(Interface markup and scripts)
____________________
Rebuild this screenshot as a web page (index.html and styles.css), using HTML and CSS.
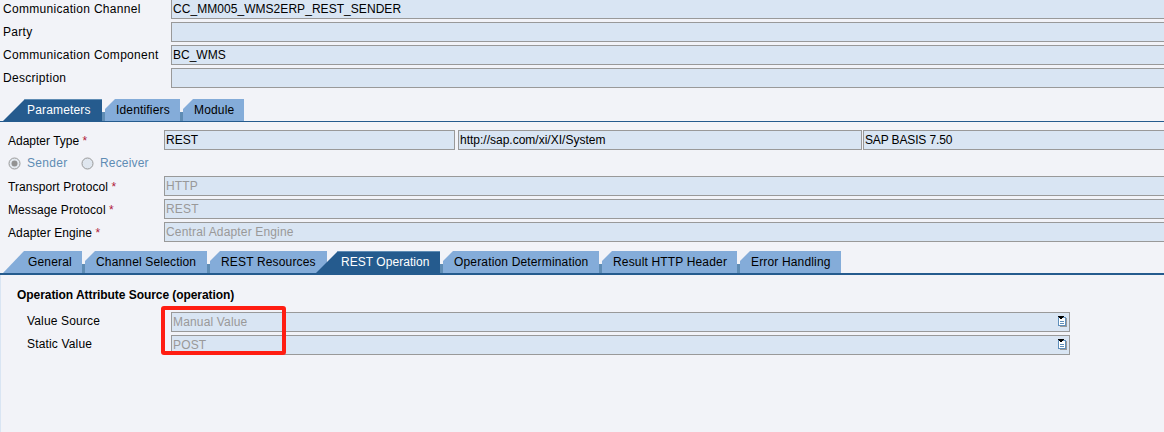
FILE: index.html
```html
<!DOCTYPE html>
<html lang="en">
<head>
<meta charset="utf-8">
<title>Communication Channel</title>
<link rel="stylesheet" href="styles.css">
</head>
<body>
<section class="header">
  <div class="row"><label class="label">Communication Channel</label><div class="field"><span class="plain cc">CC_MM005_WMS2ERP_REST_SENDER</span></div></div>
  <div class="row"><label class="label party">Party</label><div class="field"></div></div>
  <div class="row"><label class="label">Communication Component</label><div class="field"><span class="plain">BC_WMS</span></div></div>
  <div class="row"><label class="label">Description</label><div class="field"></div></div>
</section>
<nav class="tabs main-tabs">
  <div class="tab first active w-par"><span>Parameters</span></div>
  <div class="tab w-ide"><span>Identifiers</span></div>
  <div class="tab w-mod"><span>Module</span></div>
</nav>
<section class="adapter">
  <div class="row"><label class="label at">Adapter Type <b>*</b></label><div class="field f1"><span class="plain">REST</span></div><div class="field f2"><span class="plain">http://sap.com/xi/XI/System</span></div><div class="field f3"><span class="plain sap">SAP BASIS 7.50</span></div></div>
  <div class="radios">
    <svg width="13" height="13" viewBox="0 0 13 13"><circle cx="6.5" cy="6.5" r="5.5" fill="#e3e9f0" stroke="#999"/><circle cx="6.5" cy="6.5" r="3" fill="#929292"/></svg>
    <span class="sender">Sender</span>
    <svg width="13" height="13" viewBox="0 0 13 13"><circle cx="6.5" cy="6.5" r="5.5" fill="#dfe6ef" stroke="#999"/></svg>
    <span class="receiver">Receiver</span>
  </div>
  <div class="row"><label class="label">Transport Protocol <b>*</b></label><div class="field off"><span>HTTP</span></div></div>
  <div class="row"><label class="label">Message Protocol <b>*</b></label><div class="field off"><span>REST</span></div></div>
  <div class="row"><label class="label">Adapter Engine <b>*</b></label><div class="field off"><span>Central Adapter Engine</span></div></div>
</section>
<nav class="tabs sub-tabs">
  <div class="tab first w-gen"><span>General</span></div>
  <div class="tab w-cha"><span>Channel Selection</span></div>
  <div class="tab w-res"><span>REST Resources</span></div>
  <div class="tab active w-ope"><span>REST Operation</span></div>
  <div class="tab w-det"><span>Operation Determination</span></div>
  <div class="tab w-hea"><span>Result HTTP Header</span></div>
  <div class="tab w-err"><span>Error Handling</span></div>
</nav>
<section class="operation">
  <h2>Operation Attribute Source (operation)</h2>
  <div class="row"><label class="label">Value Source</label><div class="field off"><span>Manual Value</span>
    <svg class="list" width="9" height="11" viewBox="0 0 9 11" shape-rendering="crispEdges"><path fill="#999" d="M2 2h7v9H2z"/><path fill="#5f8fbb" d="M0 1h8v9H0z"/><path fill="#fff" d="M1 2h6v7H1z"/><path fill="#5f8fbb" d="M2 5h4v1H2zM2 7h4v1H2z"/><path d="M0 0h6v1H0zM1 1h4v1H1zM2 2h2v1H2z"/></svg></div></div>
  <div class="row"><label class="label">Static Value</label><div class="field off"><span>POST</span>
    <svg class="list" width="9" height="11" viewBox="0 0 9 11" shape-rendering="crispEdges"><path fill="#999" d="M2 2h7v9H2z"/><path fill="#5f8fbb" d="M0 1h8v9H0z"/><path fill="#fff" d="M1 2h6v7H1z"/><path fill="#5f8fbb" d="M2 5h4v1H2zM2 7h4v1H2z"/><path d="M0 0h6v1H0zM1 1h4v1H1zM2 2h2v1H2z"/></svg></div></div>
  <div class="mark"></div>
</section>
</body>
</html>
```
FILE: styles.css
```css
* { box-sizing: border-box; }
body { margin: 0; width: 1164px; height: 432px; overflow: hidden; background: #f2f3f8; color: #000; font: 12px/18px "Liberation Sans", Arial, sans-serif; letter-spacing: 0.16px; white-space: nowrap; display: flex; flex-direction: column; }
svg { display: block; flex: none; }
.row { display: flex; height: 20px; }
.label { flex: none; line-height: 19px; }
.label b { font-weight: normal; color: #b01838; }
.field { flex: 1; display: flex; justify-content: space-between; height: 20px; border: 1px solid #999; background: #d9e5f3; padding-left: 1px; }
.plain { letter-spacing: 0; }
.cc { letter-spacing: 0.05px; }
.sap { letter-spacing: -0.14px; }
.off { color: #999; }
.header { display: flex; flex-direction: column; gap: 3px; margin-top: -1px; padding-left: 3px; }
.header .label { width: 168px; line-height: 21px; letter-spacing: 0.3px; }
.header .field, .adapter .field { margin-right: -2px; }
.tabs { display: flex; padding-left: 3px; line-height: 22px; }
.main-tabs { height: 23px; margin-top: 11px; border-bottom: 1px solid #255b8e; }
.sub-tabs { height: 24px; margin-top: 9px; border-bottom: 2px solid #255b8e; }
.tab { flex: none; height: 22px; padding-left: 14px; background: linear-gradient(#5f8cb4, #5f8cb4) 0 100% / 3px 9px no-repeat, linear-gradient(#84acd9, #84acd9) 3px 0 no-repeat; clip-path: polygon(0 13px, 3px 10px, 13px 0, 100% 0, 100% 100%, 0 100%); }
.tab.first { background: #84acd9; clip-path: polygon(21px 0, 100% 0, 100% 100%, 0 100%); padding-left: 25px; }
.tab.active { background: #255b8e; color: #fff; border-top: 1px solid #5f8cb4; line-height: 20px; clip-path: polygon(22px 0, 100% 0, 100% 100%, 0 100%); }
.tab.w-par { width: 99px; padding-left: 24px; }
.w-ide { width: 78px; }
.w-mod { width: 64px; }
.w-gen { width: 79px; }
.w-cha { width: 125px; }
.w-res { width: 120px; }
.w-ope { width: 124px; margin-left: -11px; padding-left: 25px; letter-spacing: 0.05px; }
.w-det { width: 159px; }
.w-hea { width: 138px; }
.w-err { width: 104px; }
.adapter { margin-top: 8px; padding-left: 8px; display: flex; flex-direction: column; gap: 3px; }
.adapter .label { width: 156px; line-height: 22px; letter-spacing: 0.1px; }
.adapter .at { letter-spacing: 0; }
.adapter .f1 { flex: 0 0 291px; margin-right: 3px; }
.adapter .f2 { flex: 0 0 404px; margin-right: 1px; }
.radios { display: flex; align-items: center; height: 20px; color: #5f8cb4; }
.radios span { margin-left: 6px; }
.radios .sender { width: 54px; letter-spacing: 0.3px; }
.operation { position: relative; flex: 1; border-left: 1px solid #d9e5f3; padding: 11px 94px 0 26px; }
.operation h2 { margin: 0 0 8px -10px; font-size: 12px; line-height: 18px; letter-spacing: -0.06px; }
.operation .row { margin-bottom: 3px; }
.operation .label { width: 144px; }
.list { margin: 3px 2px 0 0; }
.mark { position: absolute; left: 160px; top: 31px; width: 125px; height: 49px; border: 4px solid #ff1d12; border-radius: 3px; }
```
____________________
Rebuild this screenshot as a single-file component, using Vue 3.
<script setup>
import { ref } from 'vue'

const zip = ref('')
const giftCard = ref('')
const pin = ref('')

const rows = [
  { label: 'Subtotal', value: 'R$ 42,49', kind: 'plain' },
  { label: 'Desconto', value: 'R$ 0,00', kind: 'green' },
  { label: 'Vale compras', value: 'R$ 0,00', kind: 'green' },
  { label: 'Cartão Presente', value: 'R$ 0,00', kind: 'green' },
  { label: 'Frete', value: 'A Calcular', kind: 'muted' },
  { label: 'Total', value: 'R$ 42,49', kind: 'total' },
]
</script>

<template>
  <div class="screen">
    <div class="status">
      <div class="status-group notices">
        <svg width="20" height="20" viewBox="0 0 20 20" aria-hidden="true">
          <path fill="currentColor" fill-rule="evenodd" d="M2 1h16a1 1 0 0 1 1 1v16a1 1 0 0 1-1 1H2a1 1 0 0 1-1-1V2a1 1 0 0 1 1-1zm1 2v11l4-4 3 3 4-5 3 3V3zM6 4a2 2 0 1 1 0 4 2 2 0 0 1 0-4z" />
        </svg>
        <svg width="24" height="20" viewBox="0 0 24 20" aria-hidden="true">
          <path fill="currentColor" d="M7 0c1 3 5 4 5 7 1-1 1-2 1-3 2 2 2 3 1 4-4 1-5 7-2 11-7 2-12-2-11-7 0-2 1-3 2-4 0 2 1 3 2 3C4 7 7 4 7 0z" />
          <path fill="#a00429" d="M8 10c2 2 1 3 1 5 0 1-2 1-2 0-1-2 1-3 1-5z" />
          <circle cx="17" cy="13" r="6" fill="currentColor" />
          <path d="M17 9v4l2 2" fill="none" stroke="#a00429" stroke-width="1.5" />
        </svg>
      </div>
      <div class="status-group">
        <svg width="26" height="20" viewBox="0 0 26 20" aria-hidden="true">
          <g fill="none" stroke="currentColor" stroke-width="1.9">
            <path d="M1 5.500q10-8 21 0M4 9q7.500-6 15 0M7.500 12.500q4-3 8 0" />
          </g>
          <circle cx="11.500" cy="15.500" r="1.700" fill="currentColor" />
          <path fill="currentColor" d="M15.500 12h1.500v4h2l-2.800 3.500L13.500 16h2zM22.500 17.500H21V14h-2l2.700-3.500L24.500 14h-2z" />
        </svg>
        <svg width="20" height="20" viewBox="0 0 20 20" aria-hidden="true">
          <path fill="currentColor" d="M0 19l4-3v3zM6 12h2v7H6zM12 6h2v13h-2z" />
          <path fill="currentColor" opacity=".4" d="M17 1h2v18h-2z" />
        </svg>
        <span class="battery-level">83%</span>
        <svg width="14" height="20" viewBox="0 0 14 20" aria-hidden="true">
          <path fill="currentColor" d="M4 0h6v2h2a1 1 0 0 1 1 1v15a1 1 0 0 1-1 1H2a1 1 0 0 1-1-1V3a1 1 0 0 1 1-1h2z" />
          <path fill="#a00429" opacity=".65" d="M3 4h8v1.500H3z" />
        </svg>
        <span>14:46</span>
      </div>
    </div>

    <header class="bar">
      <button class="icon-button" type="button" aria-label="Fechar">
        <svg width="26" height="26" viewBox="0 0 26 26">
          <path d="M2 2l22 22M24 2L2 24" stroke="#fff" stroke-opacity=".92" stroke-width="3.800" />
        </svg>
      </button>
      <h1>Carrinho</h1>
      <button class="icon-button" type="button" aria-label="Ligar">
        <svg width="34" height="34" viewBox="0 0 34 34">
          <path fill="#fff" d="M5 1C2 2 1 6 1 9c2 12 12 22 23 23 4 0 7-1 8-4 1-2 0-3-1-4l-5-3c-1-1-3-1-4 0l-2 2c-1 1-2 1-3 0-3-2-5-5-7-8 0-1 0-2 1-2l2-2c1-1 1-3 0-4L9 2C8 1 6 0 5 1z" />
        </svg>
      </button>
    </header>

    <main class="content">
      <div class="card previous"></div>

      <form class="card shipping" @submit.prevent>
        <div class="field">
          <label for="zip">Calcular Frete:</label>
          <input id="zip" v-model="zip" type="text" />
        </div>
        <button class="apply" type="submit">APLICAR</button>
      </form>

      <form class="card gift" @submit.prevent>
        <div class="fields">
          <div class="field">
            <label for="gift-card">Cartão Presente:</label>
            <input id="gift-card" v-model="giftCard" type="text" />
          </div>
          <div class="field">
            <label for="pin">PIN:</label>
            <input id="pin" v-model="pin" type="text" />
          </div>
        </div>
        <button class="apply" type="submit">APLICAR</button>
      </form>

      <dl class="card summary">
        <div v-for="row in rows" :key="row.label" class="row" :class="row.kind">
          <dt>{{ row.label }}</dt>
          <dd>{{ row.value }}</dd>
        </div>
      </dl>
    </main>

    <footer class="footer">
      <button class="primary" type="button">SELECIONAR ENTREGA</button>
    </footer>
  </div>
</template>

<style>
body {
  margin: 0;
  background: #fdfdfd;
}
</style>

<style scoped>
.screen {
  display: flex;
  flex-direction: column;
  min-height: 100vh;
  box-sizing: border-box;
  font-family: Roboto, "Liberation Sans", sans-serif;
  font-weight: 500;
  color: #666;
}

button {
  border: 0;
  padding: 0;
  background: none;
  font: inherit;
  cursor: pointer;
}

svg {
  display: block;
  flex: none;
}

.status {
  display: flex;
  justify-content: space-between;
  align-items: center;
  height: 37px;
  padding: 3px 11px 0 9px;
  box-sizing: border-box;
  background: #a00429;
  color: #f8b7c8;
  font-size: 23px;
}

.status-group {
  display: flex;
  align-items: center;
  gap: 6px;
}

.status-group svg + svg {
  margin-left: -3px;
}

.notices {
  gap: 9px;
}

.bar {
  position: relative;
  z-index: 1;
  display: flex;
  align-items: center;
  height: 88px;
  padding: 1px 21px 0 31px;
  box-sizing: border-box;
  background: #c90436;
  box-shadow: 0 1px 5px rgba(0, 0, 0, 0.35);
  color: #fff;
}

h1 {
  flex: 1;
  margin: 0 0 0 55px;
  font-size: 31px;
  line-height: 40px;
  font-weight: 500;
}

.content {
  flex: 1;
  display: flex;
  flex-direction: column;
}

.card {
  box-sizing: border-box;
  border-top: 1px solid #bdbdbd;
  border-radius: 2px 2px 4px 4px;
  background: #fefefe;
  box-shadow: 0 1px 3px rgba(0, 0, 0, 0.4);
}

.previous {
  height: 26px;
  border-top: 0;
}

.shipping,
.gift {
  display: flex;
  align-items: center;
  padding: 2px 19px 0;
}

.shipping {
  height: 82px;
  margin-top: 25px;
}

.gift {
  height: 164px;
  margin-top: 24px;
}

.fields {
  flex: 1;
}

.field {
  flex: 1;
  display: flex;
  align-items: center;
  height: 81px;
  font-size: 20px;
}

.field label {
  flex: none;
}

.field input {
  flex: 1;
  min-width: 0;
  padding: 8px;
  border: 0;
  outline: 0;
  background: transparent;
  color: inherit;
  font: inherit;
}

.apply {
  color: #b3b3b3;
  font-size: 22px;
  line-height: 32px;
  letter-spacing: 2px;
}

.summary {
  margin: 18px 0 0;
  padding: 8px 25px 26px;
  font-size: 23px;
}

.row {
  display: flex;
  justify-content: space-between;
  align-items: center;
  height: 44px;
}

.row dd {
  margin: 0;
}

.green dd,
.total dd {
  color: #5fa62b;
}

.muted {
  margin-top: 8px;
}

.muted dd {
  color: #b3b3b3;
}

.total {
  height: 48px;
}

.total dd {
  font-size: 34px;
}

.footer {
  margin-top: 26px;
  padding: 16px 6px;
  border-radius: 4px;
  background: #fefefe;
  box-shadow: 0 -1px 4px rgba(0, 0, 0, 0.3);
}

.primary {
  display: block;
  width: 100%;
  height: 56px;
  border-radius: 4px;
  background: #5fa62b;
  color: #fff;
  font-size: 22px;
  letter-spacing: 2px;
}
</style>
____________________
→ EXERCISE AIM
Your task is to quote exactly the lines beginning with the one that contains "Rebuild this screenshot as a single-file" and ending with the one that contains "const pin = ref('')", with nothing left out or added.

→ FINAL RESULT
Rebuild this screenshot as a single-file component, using Vue 3.
<script setup>
import { ref } from 'vue'

const zip = ref('')
const giftCard = ref('')
const pin = ref('')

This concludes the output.